Il Collegio sottolinea come queste ultime siano state rilasciate prima della data di entrata in vigore della Direttiva Bolkestein, ovvero il 28.12.2009, e pertanto sia legittima l’applicazione dell’art. 1, commi 682 e 683, che prevede il termine di scadenza al 31.12.2033.

In ogni caso è illegittima e ingiustificata l’apposizione del termine di scadenza al 31.12.2023.
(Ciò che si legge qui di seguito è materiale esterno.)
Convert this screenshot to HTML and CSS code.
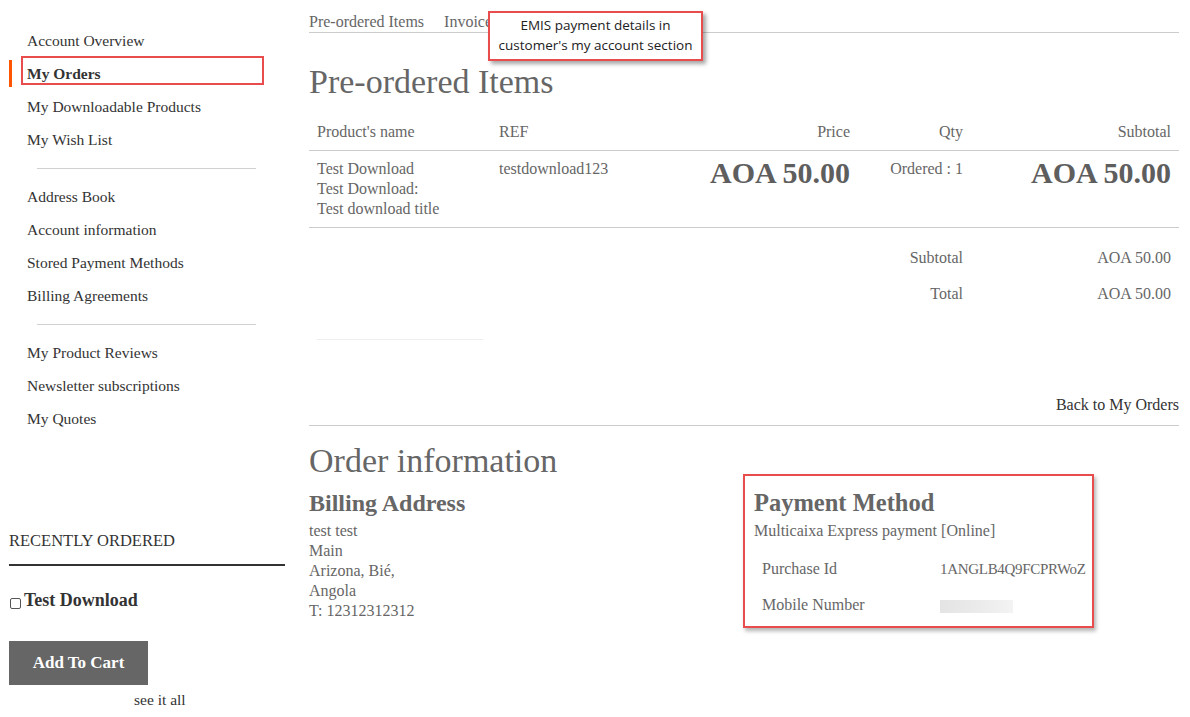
FILE: index.html
```html
<!DOCTYPE html>
<html lang="en">
<head>
<meta charset="utf-8">
<title>Order</title>
<link rel="stylesheet" href="styles.css">
</head>
<body>
<div class="page">
  <aside class="sidebar">
    <nav class="account-nav">
      <ul class="nav-group">
        <li class="nav-item">Account Overview</li>
        <li class="nav-item active"><span class="mark-box">My Orders</span></li>
        <li class="nav-item">My Downloadable Products</li>
        <li class="nav-item">My Wish List</li>
      </ul>
      <div class="nav-divider"></div>
      <ul class="nav-group">
        <li class="nav-item">Address Book</li>
        <li class="nav-item">Account information</li>
        <li class="nav-item">Stored Payment Methods</li>
        <li class="nav-item">Billing Agreements</li>
      </ul>
      <div class="nav-divider"></div>
      <ul class="nav-group">
        <li class="nav-item">My Product Reviews</li>
        <li class="nav-item">Newsletter subscriptions</li>
        <li class="nav-item">My Quotes</li>
      </ul>
    </nav>
    <div class="recent">
      <div class="recent-title">RECENTLY ORDERED</div>
      <label class="recent-item"><span class="checkbox"></span>Test Download</label>
      <button class="add-cart">Add To Cart</button>
      <div class="see-all">see it all</div>
    </div>
  </aside>

  <main class="main">
    <div class="tabs">
      <span class="tab">Pre-ordered Items</span>
      <span class="tab">Invoices</span>
      <div class="callout">EMIS payment details in<br>customer's my account section</div>
    </div>

    <h1 class="page-title">Pre-ordered Items</h1>

    <table class="items">
      <thead>
        <tr>
          <th class="c-name">Product's name</th>
          <th class="c-ref">REF</th>
          <th class="c-price">Price</th>
          <th class="c-qty">Qty</th>
          <th class="c-sub">Subtotal</th>
        </tr>
      </thead>
      <tbody>
        <tr>
          <td class="c-name">Test Download<br>Test Download:<br>Test download title</td>
          <td class="c-ref">testdownload123</td>
          <td class="c-price"><span class="big-price">AOA 50.00</span></td>
          <td class="c-qty">Ordered : 1</td>
          <td class="c-sub"><span class="big-price">AOA 50.00</span></td>
        </tr>
      </tbody>
    </table>

    <table class="totals">
      <tr><td class="t-label">Subtotal</td><td class="t-value">AOA 50.00</td></tr>
      <tr><td class="t-label">Total</td><td class="t-value">AOA 50.00</td></tr>
    </table>

    <div class="faint-line"></div>

    <div class="back-row"><span class="back-link">Back to My Orders</span></div>

    <h2 class="section-title">Order information</h2>

    <div class="info-cols">
      <div class="info-col">
        <h3 class="box-title">Billing Address</h3>
        <address class="address">test test<br>Main<br>Arizona, Bié,<br>Angola<br>T: 12312312312</address>
      </div>
      <div class="info-col payment">
        <h3 class="box-title">Payment Method</h3>
        <div class="pay-name">Multicaixa Express payment [Online]</div>
        <table class="pay-table">
          <tr><td class="p-label">Purchase Id</td><td class="p-value">1ANGLB4Q9FCPRWoZ</td></tr>
          <tr><td class="p-label">Mobile Number</td><td class="p-value"><span class="blur"></span></td></tr>
        </table>
      </div>
    </div>
  </main>
</div>
</body>
</html>
```

FILE: styles.css
```css
*, *::before, *::after { box-sizing: border-box; }
html, body { margin: 0; padding: 0; background: #fff; }
body {
  font-family: "Liberation Serif", "DejaVu Serif", serif;
  font-size: 16px;
  color: #666;
}
.page {
  display: flex;
  width: 1190px;
  height: 717px;
  overflow: hidden;
}

/* Sidebar */
.sidebar {
  width: 309px;
  padding-left: 9px;
  flex: none;
}
.account-nav { margin-top: 24px; width: 276px; }
.nav-group { list-style: none; margin: 0; padding: 0; }
.nav-item {
  position: relative;
  height: 33px;
  line-height: 34px;
  padding-left: 18px;
  color: #333;
  font-size: 15.5px;
}
.nav-item.active { font-weight: bold; }
.nav-item.active::before {
  content: "";
  position: absolute;
  left: 0;
  top: 3px;
  width: 3px;
  height: 27px;
  background: #ff5501;
}
.mark-box { position: relative; }
.mark-box::after {
  content: "";
  position: absolute;
  left: -6px;
  top: -9px;
  width: 243px;
  height: 29px;
  border: 2px solid #e84c4c;
}
.nav-divider {
  margin: 12px 29px 11px 28px;
  border-top: 1px solid #d1d1d1;
}
.recent { margin-top: 93px; width: 276px; }
.recent-title {
  font-size: 16.5px;
  color: #333;
  line-height: 26px;
  padding-bottom: 10px;
  border-bottom: 2px solid #333;
}
.recent-item {
  display: flex;
  align-items: center;
  margin-top: 22px;
  font-size: 18px;
  font-weight: bold;
  color: #333;
  line-height: 24px;
}
.checkbox {
  width: 11px;
  height: 11px;
  border: 1px solid #555;
  border-radius: 2px;
  margin: 6px 3px 0 1px;
  background: #fff;
}
.add-cart {
  display: block;
  margin-top: 29px;
  width: 139px;
  height: 44px;
  border: none;
  background: #666;
  color: #fff;
  font-family: inherit;
  font-size: 17px;
  font-weight: bold;
  padding: 0;
}
.see-all {
  margin-top: 7px;
  padding-left: 125px;
  color: #333;
  font-size: 15.5px;
  line-height: 16px;
}

/* Main */
.main { width: 870px; flex: none; }
.tabs {
  position: relative;
  display: flex;
  gap: 20px;
  padding-top: 12px;
  height: 33px;
  line-height: 20px;
  border-bottom: 1px solid #ccc;
}
.tab { color: #666; }
.callout {
  position: absolute;
  left: 179px;
  top: 11px;
  width: 215px;
  height: 50px;
  border: 2px solid #e84c4c;
  background: #fff;
  box-shadow: 3px 3px 4px rgba(0,0,0,0.35);
  font-family: "Open Sans", "Liberation Sans", sans-serif;
  font-size: 13.5px;
  line-height: 20px;
  color: #222;
  text-align: center;
  padding-top: 2px;
  z-index: 2;
}
.page-title {
  margin: 29px 0 0;
  font-size: 34px;
  font-weight: normal;
  line-height: 40px;
  color: #666;
}
.items {
  width: 870px;
  margin-top: 11px;
  border-collapse: collapse;
  table-layout: fixed;
}
.items th {
  font-weight: normal;
  padding: 9px 8px 7px;
  line-height: 20px;
  height: 37px;
  border-bottom: 1px solid #ccc;
  text-align: left;
}
.items td {
  vertical-align: top;
  padding: 8px 8px 8px;
  line-height: 20px;
  border-bottom: 1px solid #ccc;
  height: 76px;
}
.c-name { width: 182px; }
.c-ref { width: 199px; }
.c-price { width: 168px; text-align: right !important; }
.c-qty { width: 113px; text-align: right !important; }
.c-sub { width: 208px; text-align: right !important; }
.big-price {
  display: inline-block;
  font-size: 30px;
  font-weight: bold;
  line-height: 30px;
  margin-top: -1px;
  color: #5e5e5e;
}
.totals {
  width: 870px;
  margin-top: 11px;
  border-collapse: collapse;
  table-layout: fixed;
}
.totals td {
  padding: 9px 8px 7px;
  line-height: 20px;
}
.t-label { width: 662px; text-align: right; }
.t-value { text-align: right; }
.faint-line {
  margin: 28px 0 0 8px;
  width: 166px;
  border-top: 1px solid #eee;
}
.back-row {
  margin-top: 55px;
  text-align: right;
  line-height: 20px;
  padding-bottom: 10px;
  border-bottom: 1px solid #ccc;
}
.back-link { color: #333; }
.section-title {
  margin: 15px 0 0;
  font-size: 34px;
  font-weight: normal;
  line-height: 40px;
  color: #666;
}
.info-cols { display: flex; }
.info-col { width: 445px; }
.payment { position: relative; width: 340px; }
.payment::after {
  content: "";
  position: absolute;
  left: -11px;
  top: -7px;
  width: 351px;
  height: 154px;
  border: 2px solid #e84c4c;
  box-shadow: 2px 3px 4px rgba(0,0,0,0.3);
  pointer-events: none;
}
.box-title {
  margin: 0;
  font-size: 24px;
  font-weight: bold;
  line-height: 28px;
  color: #666;
  padding-top: 8px;
}
.payment .box-title { font-size: 24.5px; }
.address {
  font-style: normal;
  line-height: 20px;
  margin-top: 4px;
}
.pay-name { line-height: 20px; margin-top: 4px; }
.pay-table {
  border-collapse: collapse;
  margin-top: 10px;
  width: 340px;
  table-layout: fixed;
}
.pay-table td { padding: 8px; line-height: 20px; }
.p-label { width: 178px; }
.p-value { white-space: nowrap; font-size: 15px; letter-spacing: -0.3px; }
.blur {
  display: inline-block;
  width: 73px;
  height: 13px;
  vertical-align: middle;
  background: linear-gradient(90deg, #e4e4e4, #ececec 60%, #f3f3f3);
}
```
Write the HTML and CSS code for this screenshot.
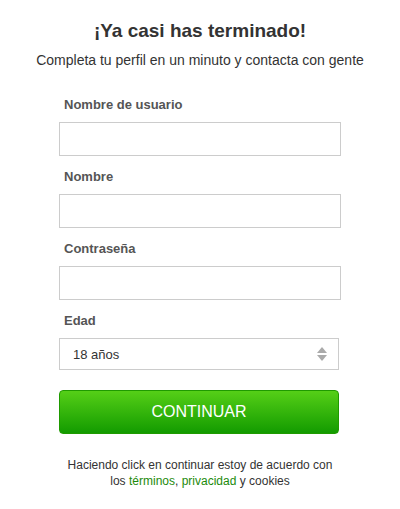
FILE: index.html
```html
<!DOCTYPE html>
<html>
<head>
    <title>Completa tu perfil</title>
    <link rel="stylesheet" href="styles.css">
</head>
<body>
    <div class="signup">
        <h1>¡Ya casi has terminado!</h1>
        <p class="intro">Completa tu perfil en un minuto y contacta con gente</p>

        <form class="form">
            <label class="label" for="username">Nombre de usuario</label>
            <input class="field" id="username" type="text">

            <label class="label" for="name">Nombre</label>
            <input class="field" id="name" type="text">

            <label class="label" for="password">Contraseña</label>
            <input class="field" id="password" type="password">

            <label class="label" for="age">Edad</label>
            <div class="select">
                <span>18 años</span>
                <svg class="arrows" width="12" height="16" viewBox="0 0 12 16">
                    <polygon points="6,1 11,7 1,7" fill="#aaa"/>
                    <polygon points="1,9 11,9 6,15" fill="#aaa"/>
                </svg>
            </div>

            <button class="continue" type="button">CONTINUAR</button>
        </form>

        <p class="legal">
            Haciendo click en continuar estoy de acuerdo con<br>
            los <a href="#">términos</a>, <a href="#">privacidad</a> y cookies
        </p>
    </div>
</body>
</html>
```

FILE: styles.css
```css
body {
    margin: 0;
    font-family: "Liberation Sans", Arial, sans-serif;
    background: #fff;
    color: #333;
}
.signup {
    padding: 17px 0 0;
    text-align: center;
}
h1 {
    margin: 0;
    font-size: 19px;
    line-height: 28px;
    font-weight: bold;
    color: #333;
}
.intro {
    margin: 5px 0 0;
    font-size: 14px;
    line-height: 20px;
    color: #333;
}
.form {
    width: 282px;
    margin: 27px auto 0;
    text-align: left;
}
.label {
    display: block;
    padding-left: 5px;
    margin-bottom: 9px;
    font-size: 13px;
    line-height: 16px;
    font-weight: bold;
    color: #555;
}
.field {
    display: block;
    box-sizing: border-box;
    width: 282px;
    height: 34px;
    margin: 0 0 13px;
    border: 1px solid #ccc;
    background: #fff;
}
.select {
    box-sizing: border-box;
    width: 280px;
    height: 32px;
    border: 1px solid #ccc;
    display: flex;
    align-items: center;
    justify-content: space-between;
    padding: 0 10px 0 13px;
    font-size: 13px;
    color: #333;
}
.continue {
    display: block;
    width: 280px;
    height: 44px;
    margin-top: 20px;
    border: 1px solid #1f9a00;
    border-radius: 4px;
    background: linear-gradient(#55cf17, #139b00);
    color: #fff;
    font-family: "Liberation Sans", Arial, sans-serif;
    font-size: 16px;
}
.legal {
    margin: 23px 0 0;
    font-size: 12px;
    line-height: 16px;
    color: #333;
}
.legal a {
    color: #1d8a0c;
    text-decoration: none;
}
```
Da ultimo, il Collegio riconosce, in ragione della natura dell’istanza di ampliamento, la sussistenza di un legittimo affidamento, meritevole di tutela, del ricorrente a vedersi riconoscere la nuova scadenza al 31.12.2037 ovvero al 31.12.2033.


Conclusioni

Per quanto sia pacifico che la sentenza sopra commentata trovi applicazione nel solo caso di specie trattato, non può tacersi la rilevanza dei principi enunciati.
Il Collegio ha di fatto accolto la tesi più volte rivendicata dai balneari per cui nell’applicazione dei principi europei, in generale, e della Direttiva Bolkestein, in particolare, è doveroso considerare la data di emissione delle concessioni, per riconoscerne la rilevanza solo in relazione a quelle emesse successivamente al 28.12.2009.